Awal Ramadan Tahun Ini Antara Muhammadiyah-Pemerintah Potensi Berbeda

Jakarta, IDN Times - Anggota Tim Unifikasi Kalender Hijriah Indonesia Kementerian Agama (Kemenag), Thomas Djamaluddin, mengatakan awal Ramadan dan Idulfitri 1443 Hijriah/2022 Masehi berpotensi berbeda antara Muhammadiyah dengan Pemerintah.
Hal itu karena adanya aturan baru dari kesepakatan Menteri Agama Brunei Darussalam, Indonesia, Malaysia dan Singapura (MABIMS) yang ditetapkan pada 2021.
Kesepatan tersebut berupa kriteria penentuan awal hijriah. Dalam Kesepatan terbaru, awal bulan hijriah berganti apabila tinggi hilal minimal 3 derajat dan elongasi 6,4 derajat.
"Bagaimana Ramadan, Syawal dan Zulhijjah? Kalau kita melihat garis tanggal, ini paling mudah menentukan. Kalau masih menggunakan kriteria lama ini di bagian barat wilayah Indonesia, ini 1 April masih 2 derajat, kalau kriteria lama ada potensi dengan wujudul hilal, tapi kalau lihat garis ini ada potensi perbedaan," ujar Thomas dalam webinar penentuan 1 Ramadan 1443 H, Kamis (24/3/2022).
Dia mengatakan, apabila menggunakan aturan baru dari MABIMS berupa tinggi hilal minimal 3 derajat dan elongasi 6,4 derajat, wilayah Indonesia, Asia Tenggara dan Arab Saudi belum memenuhi. Sehingga, tidak mungkin terjadi rukyat.

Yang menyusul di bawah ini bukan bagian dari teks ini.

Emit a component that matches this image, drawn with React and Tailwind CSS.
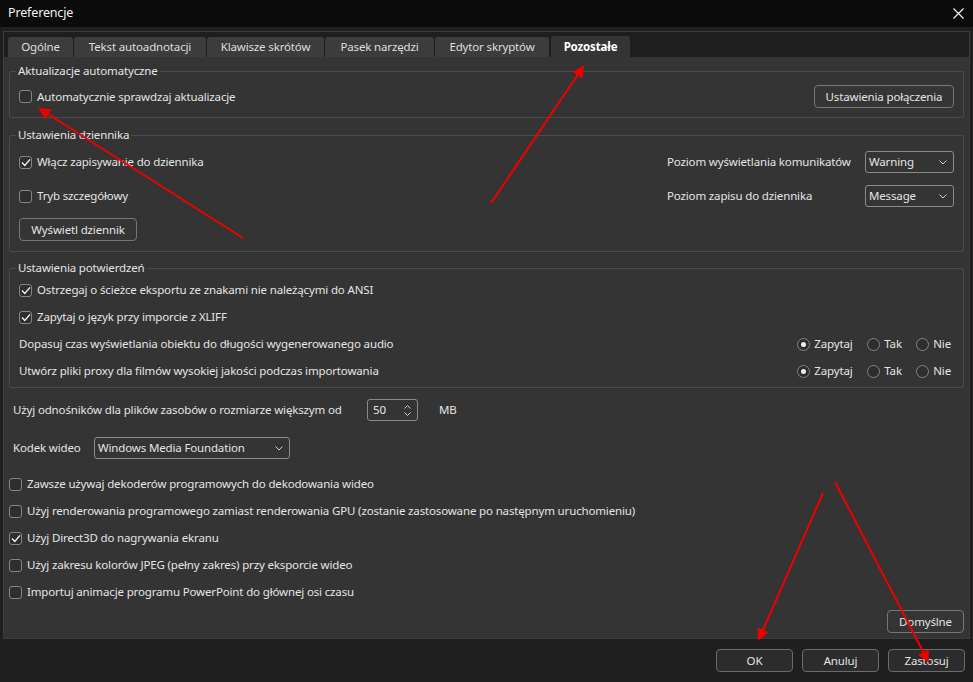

"Sehingga awal Ramadan ini akan terjadi perbedaan, Muhammadiyah sudah mengedarkan maklumat bahwa berdasakran hisab wujudul hilal, itu 1 Ramadan, 2 April, tapi dengan menggunakan kriteria MABIMS ini, nanti dibuktikan dengan rukyat itu kemungkinan besar 1 Ramadan akan jatuh pada 3 April (2022)," sambungnya.
1. Awal Syawal dan Zulhijah akan berbeda
Thomas menerangkan, untuk awal Syawal dan Zulhijah 1443 Hijriah juga berpotensi berbeda antara Muhammadiyah dan Pemerintah. Menurutnya, bila menggunakan kesepakatan BIMAS terbaru, 1 Syawal berpotensi akan jatuh pada 3 Mei 2022.
"Jadi kesimpulan, ada potensi perbedaan awal Ramadan, Idulfitri dan Iduladha 1443 Hijriah, baik secara nasional maupun internasional," katanya.